LOS ANGELES — Even as a range of regulators from Australia to the U.K. and beyond contemplate the broad use of facial recognition for online age verification (AV), a new report reveals that Facebook is working to blunt the effectiveness of this technology for video streams.
The report, “Live Face De-Identification in Video,” was produced for the International Conference on Computer Vision by Facebook AI Research and Tel-Aviv University team members Oran Gafni, Lior Wolf and Yaniv Taigman.
“We propose a method for face de-identification that enables fully automatic video modification at high frame rates,” the report’s abstract noted. “The goal is to maximally decorrelate the identity, while having the perception (pose, illumination and expression) fixed.”
“We achieve this by a novel feed-forward encoder-decoder network architecture that is conditioned on the high-level representation of a person’s facial image,” the abstract explained. “The network is global, in the sense that it does not need to be retrained for a given video or for a given identity [creating] natural-looking image sequences with little distortion in time.”
Gafni posted a video on YouTube that shows the process.
Although protecting the identity of adult talent from stalkers and unwanted exposure was probably not the motivating factor in developing facial de-identification technology, this video modification tool may provide an unexpected boon for performers who strive to protect their privacy — an ironic twist for a company like Facebook that has been so condemned for its perceived privacy shortcomings.
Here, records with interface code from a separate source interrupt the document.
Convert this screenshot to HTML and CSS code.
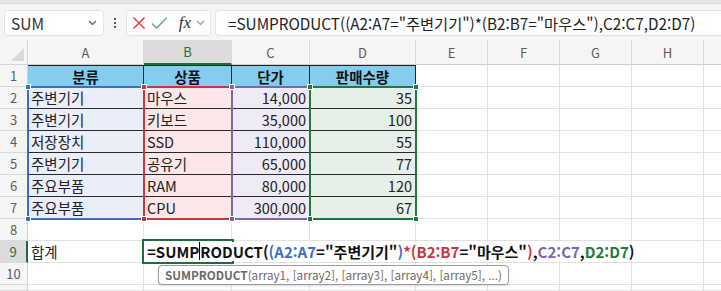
FILE: index.html
```html
<!DOCTYPE html>
<html lang="ko">

<head>
    <meta charset="UTF-8">
    <meta name="viewport" content="width=device-width, initial-scale=1.0">
    <title>SUMPRODUCT</title>
    <link rel="stylesheet" href="styles.css">
</head>

<body>
    <div class="ribbon-edge"></div>
    <div class="formula-bar">
        <div class="namebox">
            <span>SUM</span>
            <svg width="9" height="6" viewBox="0 0 9 6"><path d="M1 1l3.5 3.5L8 1" fill="none" stroke="#555" stroke-width="1.2"/></svg>
        </div>
        <div class="grip">
            <i></i><i></i><i></i>
        </div>
        <div class="fx-buttons">
            <svg width="14" height="14" viewBox="0 0 14 14"><path d="M1.5 1.5l11 11M12.5 1.5l-11 11" stroke="#e0474c" stroke-width="1.6"/></svg>
            <svg width="17" height="14" viewBox="0 0 17 14"><path d="M1 7.5l4.5 4.5L16 1.5" fill="none" stroke="#6fb089" stroke-width="1.6"/></svg>
            <span class="fx">fx</span>
            <svg width="9" height="6" viewBox="0 0 9 6"><path d="M1 1l3.5 3.5L8 1" fill="none" stroke="#999" stroke-width="1.2"/></svg>
        </div>
        <div class="formula-input">=SUMPRODUCT((A2:A7="주변기기")*(B2:B7="마우스"),C2:C7,D2:D7)</div>
    </div>

    <div class="sheet">
        <div class="corner"><span></span></div>
        <div class="col-hd">A</div>
        <div class="col-hd on">B</div>
        <div class="col-hd">C</div>
        <div class="col-hd">D</div>
        <div class="col-hd">E</div>
        <div class="col-hd">F</div>
        <div class="col-hd">G</div>
        <div class="col-hd">H</div>
        <div class="col-hd"></div>

        <div class="row-hd">1</div>
        <div class="cell th">분류</div>
        <div class="cell th">상품</div>
        <div class="cell th">단가</div>
        <div class="cell th">판매수량</div>
        <div class="cell"></div><div class="cell"></div><div class="cell"></div><div class="cell"></div><div class="cell"></div>

        <div class="row-hd">2</div>
        <div class="cell td fa">주변기기</div>
        <div class="cell td fb">마우스</div>
        <div class="cell td fc num">14,000</div>
        <div class="cell td fd num">35</div>
        <div class="cell"></div><div class="cell"></div><div class="cell"></div><div class="cell"></div><div class="cell"></div>

        <div class="row-hd">3</div>
        <div class="cell td fa">주변기기</div>
        <div class="cell td fb">키보드</div>
        <div class="cell td fc num">35,000</div>
        <div class="cell td fd num">100</div>
        <div class="cell"></div><div class="cell"></div><div class="cell"></div><div class="cell"></div><div class="cell"></div>

        <div class="row-hd">4</div>
        <div class="cell td fa">저장장치</div>
        <div class="cell td fb">SSD</div>
        <div class="cell td fc num">110,000</div>
        <div class="cell td fd num">55</div>
        <div class="cell"></div><div class="cell"></div><div class="cell"></div><div class="cell"></div><div class="cell"></div>

        <div class="row-hd">5</div>
        <div class="cell td fa">주변기기</div>
        <div class="cell td fb">공유기</div>
        <div class="cell td fc num">65,000</div>
        <div class="cell td fd num">77</div>
        <div class="cell"></div><div class="cell"></div><div class="cell"></div><div class="cell"></div><div class="cell"></div>

        <div class="row-hd">6</div>
        <div class="cell td fa">주요부품</div>
        <div class="cell td fb">RAM</div>
        <div class="cell td fc num">80,000</div>
        <div class="cell td fd num">120</div>
        <div class="cell"></div><div class="cell"></div><div class="cell"></div><div class="cell"></div><div class="cell"></div>

        <div class="row-hd">7</div>
        <div class="cell td fa">주요부품</div>
        <div class="cell td fb">CPU</div>
        <div class="cell td fc num">300,000</div>
        <div class="cell td fd num">67</div>
        <div class="cell"></div><div class="cell"></div><div class="cell"></div><div class="cell"></div><div class="cell"></div>

        <div class="row-hd">8</div>
        <div class="cell"></div><div class="cell"></div><div class="cell"></div><div class="cell"></div>
        <div class="cell"></div><div class="cell"></div><div class="cell"></div><div class="cell"></div><div class="cell"></div>

        <div class="row-hd on">9</div>
        <div class="cell">합계</div>
        <div class="cell"></div><div class="cell"></div><div class="cell"></div>
        <div class="cell"></div><div class="cell"></div><div class="cell"></div><div class="cell"></div><div class="cell"></div>

        <div class="row-hd">10</div>
        <div class="cell"></div><div class="cell"></div><div class="cell"></div><div class="cell"></div>
        <div class="cell"></div><div class="cell"></div><div class="cell"></div><div class="cell"></div><div class="cell"></div>

        <div class="row-hd"></div>
        <div class="cell"></div><div class="cell"></div><div class="cell"></div><div class="cell"></div>
        <div class="cell"></div><div class="cell"></div><div class="cell"></div><div class="cell"></div><div class="cell"></div>

        <!-- reference highlights while editing -->
        <div class="range ra"><b class="tl"></b><b class="tr"></b><b class="bl"></b><b class="br"></b></div>
        <div class="range rb"><b class="tl"></b><b class="tr"></b><b class="bl"></b><b class="br"></b></div>
        <div class="range rc"><b class="tl"></b><b class="tr"></b><b class="bl"></b><b class="br"></b></div>
        <div class="range rd"><b class="tl"></b><b class="tr"></b><b class="bl"></b><b class="br"></b></div>

        <div class="active"></div>
        <div class="edit">=SUMP<span class="caret"></span>RODUCT(<span class="ka">(A2:A7</span>="주변기기"<span class="ka">)</span><span class="kb">*(B2:B7</span>="마우스"<span class="kb">)</span>,<span class="kc">C2:C7</span>,<span class="kd">D2:D7</span>)</div>
        <div class="tip"><b>SUMPRODUCT</b>(array1, [array2], [array3], [array4], [array5], ...)</div>
    </div>
</body>

</html>
```

FILE: styles.css
```css
* {
    box-sizing: border-box;
}

body {
    margin: 0;
    width: 721px;
    height: 291px;
    overflow: hidden;
    background: #f5f5f5;
    font-family: "Noto Sans CJK KR", sans-serif;
    color: #222;
}

.ribbon-edge {
    height: 4px;
    background: #e6e6e6;
    border-bottom: 1px solid #dcdcdc;
}

.formula-bar {
    height: 36px;
    display: flex;
    align-items: flex-start;
    padding: 6px 0 0 4px;
}

.namebox,
.fx-buttons,
.formula-input {
    height: 26px;
    background: #fff;
    border: 1px solid #e3e3e3;
    border-radius: 4px;
    display: flex;
    align-items: center;
}

.namebox {
    width: 100px;
    justify-content: space-between;
    padding: 0 6px 0 6px;
    font-size: 15.5px;
    color: #333;
}

.grip {
    width: 22px;
    height: 26px;
    display: flex;
    flex-direction: column;
    align-items: center;
    justify-content: center;
    gap: 2px;
}

.grip i {
    width: 2px;
    height: 2px;
    background: #555;
}

.fx-buttons {
    width: 85px;
    padding: 0 5px;
    justify-content: space-between;
}

.fx {
    font-family: "Liberation Serif", serif;
    font-style: italic;
    font-size: 17px;
    color: #333;
    margin-left: 6px;
}

.formula-input {
    flex: 1;
    margin-left: 4px;
    border-right: none;
    border-radius: 4px 0 0 4px;
    padding-left: 12px;
    font-size: 15.3px;
    color: #222;
    white-space: nowrap;
    overflow: hidden;
}

.sheet {
    position: relative;
    display: grid;
    grid-template-columns: 28px 116px 88px 78px 106px 72px 72px 72px 72px 72px;
    grid-template-rows: 25px repeat(10, 22px) 6px;
    width: 721px;
    overflow: hidden;
    font-size: 14.5px;
}

.corner {
    position: relative;
    border-right: 1px solid #d6d6d6;
    border-bottom: 1px solid #d6d6d6;
}

.corner span {
    position: absolute;
    right: 3px;
    bottom: 3px;
    width: 13px;
    height: 13px;
    background: #d9d9d9;
    clip-path: polygon(100% 0, 100% 100%, 0 100%);
}

.col-hd {
    display: flex;
    align-items: center;
    justify-content: center;
    font-size: 13px;
    color: #5c5c5c;
    border-right: 1px solid #dadada;
    border-bottom: 1px solid #cfcfcf;
}

.col-hd.on {
    background: #dcdcdc;
    color: #1b6e3f;
    border-bottom: 2px solid #1b6e3f;
}

.row-hd {
    display: flex;
    align-items: center;
    justify-content: center;
    font-size: 13px;
    color: #5c5c5c;
    border-right: 1px solid #cfcfcf;
    border-bottom: 1px solid #dadada;
}

.row-hd.on {
    background: #dcdcdc;
    color: #1b6e3f;
    border-right: 2px solid #1b6e3f;
}

.cell {
    background: #fff;
    border-right: 1px solid #e1e1e1;
    border-bottom: 1px solid #e1e1e1;
    padding: 0 3px;
    line-height: 21px;
    white-space: nowrap;
}

.th {
    background: #84cdee;
    font-weight: bold;
    text-align: center;
    color: #111;
    border-right-color: #222;
    border-bottom-color: #222;
    border-top: 1px solid #222;
}

.td {
    border-bottom-color: #2a2a2a;
}

.num {
    text-align: right;
}

.fa { background: #e9eef9; }
.fb { background: #fbe7e8; }
.fc { background: #eeeaf6; }
.fd { background: #e6f0e8; }

.range {
    position: absolute;
    top: 46px;
    height: 134px;
    border: 2px solid;
}

.range b {
    position: absolute;
    width: 6px;
    height: 6px;
    border: 1px solid #fff;
}

.range .tl { left: -4px; top: -4px; }
.range .tr { right: -4px; top: -4px; }
.range .bl { left: -4px; bottom: -4px; }
.range .br { right: -4px; bottom: -4px; }

.ra { left: 27px; width: 118px; border-color: #3d6fc0; }
.rb { left: 143px; width: 90px; border-color: #c4383f; }
.rc { left: 231px; width: 80px; border-color: #8064a8; }
.rd { left: 309px; width: 108px; border-color: #1f7a3c; }

.ra b { background: #3d6fc0; }
.rb b { background: #c4383f; }
.rc b { background: #8064a8; }
.rd b { background: #1f7a3c; }

.active {
    position: absolute;
    left: 142px;
    top: 199px;
    width: 92px;
    height: 25px;
    border: 2px solid #1b6e3f;
}

.edit {
    position: absolute;
    left: 145px;
    top: 202px;
    height: 19px;
    line-height: 19px;
    padding: 0 2px;
    background: #fff;
    font-weight: bold;
    font-size: 15px;
    color: #111;
    white-space: nowrap;
}

.caret {
    display: inline-block;
    width: 1px;
    height: 18px;
    background: #000;
    vertical-align: top;
}

.ka { color: #3d6fc0; }
.kb { color: #c4383f; }
.kc { color: #8064a8; }
.kd { color: #1f7a3c; }

.tip {
    position: absolute;
    left: 158px;
    top: 225px;
    height: 20px;
    line-height: 18px;
    padding: 0 6px;
    background: #fff;
    border: 1px solid #9c9c9c;
    border-radius: 4px;
    font-size: 11.7px;
    color: #6a6a6a;
    white-space: nowrap;
    box-shadow: 0 1px 2px rgba(0, 0, 0, 0.15);
}

.tip b {
    color: #6a6a6a;
}
```
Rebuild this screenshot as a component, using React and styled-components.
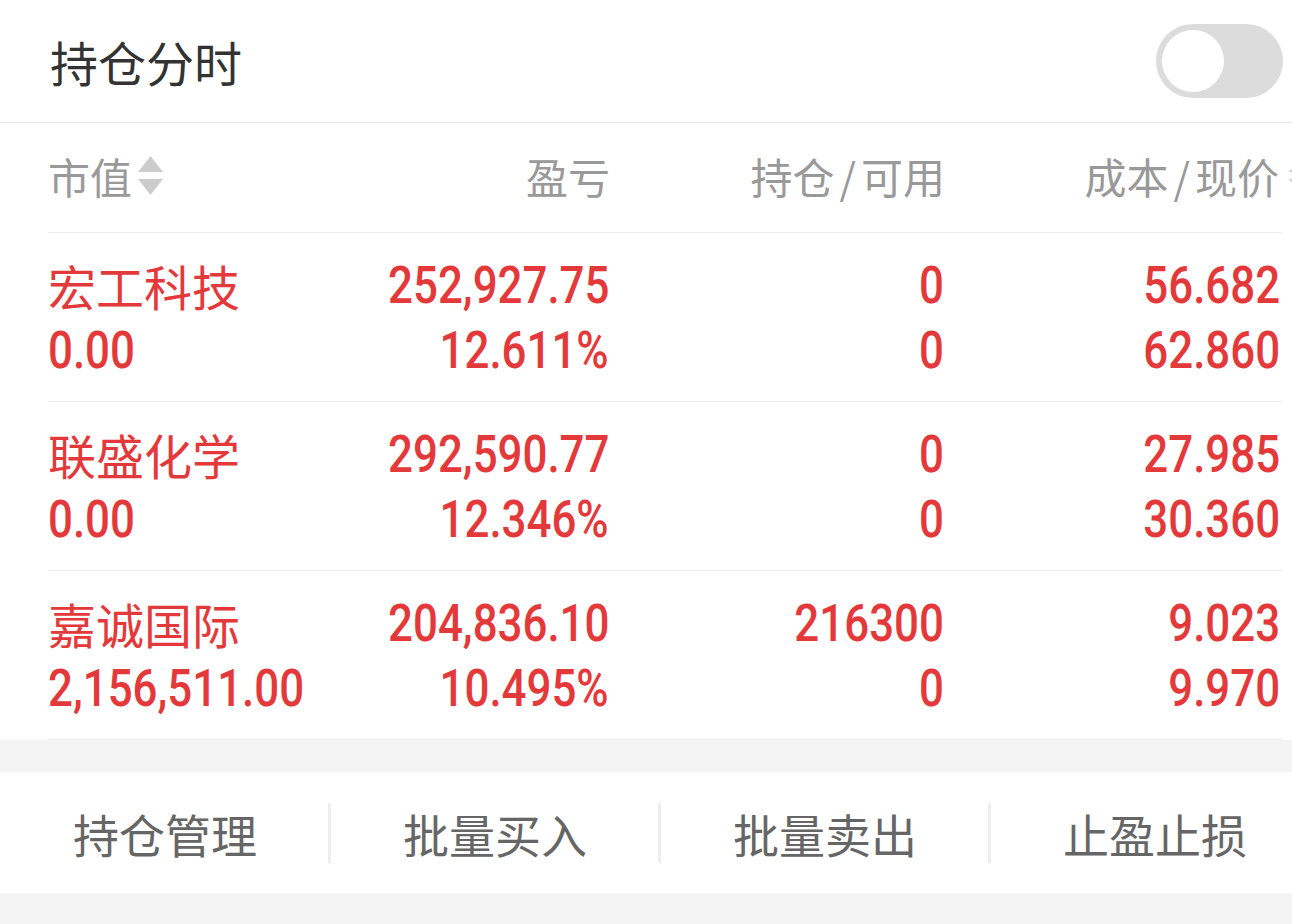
import React from "react";
import styled, { createGlobalStyle } from "styled-components";

const GlobalStyle = createGlobalStyle`
  html, body { margin: 0; padding: 0; }
  body {
    background: #f4f4f4;
    overflow: hidden;
    font-family: "Noto Sans CJK SC", "Noto Sans", sans-serif;
  }
`;

const Page = styled.div`
  width: 1292px;
  height: 924px;
  overflow: hidden;
  background: #f4f4f4;
`;

const TopBar = styled.div`
  height: 122px;
  background: #fff;
  border-bottom: 1px solid #e6e6e6;
  display: flex;
  align-items: center;
  justify-content: space-between;
  padding: 0 9px 0 50px;
`;

const Title = styled.div`
  font-size: 48px;
  color: #333;
  line-height: 1;
`;

const Toggle = styled.div`
  width: 127px;
  height: 74px;
  border-radius: 37px;
  background: #dcdcdc;
  padding: 6px;
  box-sizing: border-box;
  display: flex;
  align-items: center;
`;

const Knob = styled.div`
  width: 62px;
  height: 62px;
  border-radius: 50%;
  background: #fff;
`;

const TableWrap = styled.div`
  background: #fff;
  padding-left: 48px;
`;

const cols = "226px 335px 335px 336px";

const HeadRow = styled.div`
  width: 1234px;
  height: 110px;
  box-sizing: border-box;
  border-bottom: 1px solid #ececec;
  display: grid;
  grid-template-columns: ${cols};
  align-items: center;
`;

const HeadCell = styled.div`
  display: flex;
  align-items: center;
  justify-content: ${(p) => (p.$left ? "flex-start" : "flex-end")};
  margin-right: ${(p) => (p.$left ? 0 : -1)}px;
  font-size: 42px;
  color: #999;
  line-height: 1;
  white-space: nowrap;
  margin-top: -4px;
`;

const Slash = styled.span`
  margin: 0 5px;
`;

const SortIcon = styled.svg`
  width: 25px;
  height: 40px;
  margin-left: ${(p) => (p.$overflow ? 10 : 6)}px;
  margin-right: ${(p) => p.$overflow || 0}px;
  flex: none;
`;

const Row = styled.div`
  width: 1234px;
  height: 169px;
  box-sizing: border-box;
  border-bottom: 1px solid #ececec;
  padding-top: 20px;
  display: grid;
  grid-template-columns: ${cols};
`;

const Cell = styled.div`
  display: flex;
  flex-direction: column;
  align-items: ${(p) => (p.$left ? "flex-start" : "flex-end")};
`;

const Line = styled.div`
  height: 65px;
  line-height: 65px;
  color: #e4393b;
  white-space: nowrap;
  font-size: 48px;
  font-family: "Noto Sans CJK SC", sans-serif;
`;

const Num = styled.div`
  height: 65px;
  line-height: 65px;
  color: #e4393b;
  white-space: nowrap;
  font-size: 51px;
  font-weight: 500;
  font-family: "Roboto", "Liberation Sans", sans-serif;
  transform: scaleX(0.86);
  transform-origin: ${(p) => (p.$left ? "left" : "right")} center;
`;

const Band = styled.div`
  height: 32px;
  background: #f4f4f4;
`;

const ActionBar = styled.div`
  width: 1320px;
  height: 121px;
  background: #fff;
  display: grid;
  grid-template-columns: repeat(4, 330px);
`;

const Action = styled.div`
  position: relative;
  display: flex;
  align-items: center;
  justify-content: center;
  font-size: 46px;
  color: #666;
  line-height: 1;
  &::before {
    content: "";
    display: ${(p) => (p.$first ? "none" : "block")};
    position: absolute;
    left: -2px;
    top: 31px;
    width: 3px;
    height: 60px;
    background: #eeeeee;
  }
`;

const Sort = ({ overflow }) => (
  <SortIcon viewBox="0 0 25 40" $overflow={overflow}>
    <polygon points="12.5,0 25,16 0,16" fill="#cccccc" />
    <polygon points="0,23 25,23 12.5,39" fill="#cccccc" />
  </SortIcon>
);

const rows = [
  { name: "宏工科技", value: "0.00", pl: "252,927.75", plr: "12.611%", pos: "0", avail: "0", cost: "56.682", price: "62.860" },
  { name: "联盛化学", value: "0.00", pl: "292,590.77", plr: "12.346%", pos: "0", avail: "0", cost: "27.985", price: "30.360" },
  { name: "嘉诚国际", value: "2,156,511.00", pl: "204,836.10", plr: "10.495%", pos: "216300", avail: "0", cost: "9.023", price: "9.970" },
];

const actions = ["持仓管理", "批量买入", "批量卖出", "止盈止损"];

export default function App() {
  return (
    <Page>
      <GlobalStyle />
      <TopBar>
        <Title>持仓分时</Title>
        <Toggle>
          <Knob />
        </Toggle>
      </TopBar>
      <TableWrap>
        <HeadRow>
          <HeadCell $left>
            市值
            <Sort />
          </HeadCell>
          <HeadCell>盈亏</HeadCell>
          <HeadCell>
            持仓<Slash>/</Slash>可用
          </HeadCell>
          <HeadCell>
            成本<Slash>/</Slash>现价
            <Sort overflow={-33} />
          </HeadCell>
        </HeadRow>
        {rows.map((r) => (
          <Row key={r.name}>
            <Cell $left>
              <Line>{r.name}</Line>
              <Num $left>{r.value}</Num>
            </Cell>
            <Cell>
              <Num>{r.pl}</Num>
              <Num>{r.plr}</Num>
            </Cell>
            <Cell>
              <Num>{r.pos}</Num>
              <Num>{r.avail}</Num>
            </Cell>
            <Cell>
              <Num>{r.cost}</Num>
              <Num>{r.price}</Num>
            </Cell>
          </Row>
        ))}
      </TableWrap>
      <Band />
      <ActionBar>
        {actions.map((a, i) => (
          <Action key={a} $first={i === 0}>
            {a}
          </Action>
        ))}
      </ActionBar>
    </Page>
  );
}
It’s also interesting to note the interplay of the rise of “deepfakes” and the facial recognition/counter-recognition war being waged. Combine this with the appeal of “selfie filters” among content creators and it is clear that portraying our customized, idealized digital selves without fear of unwanted personal identification will remain a high priority for technology developers — and for the privacy-minded adult entertainment community.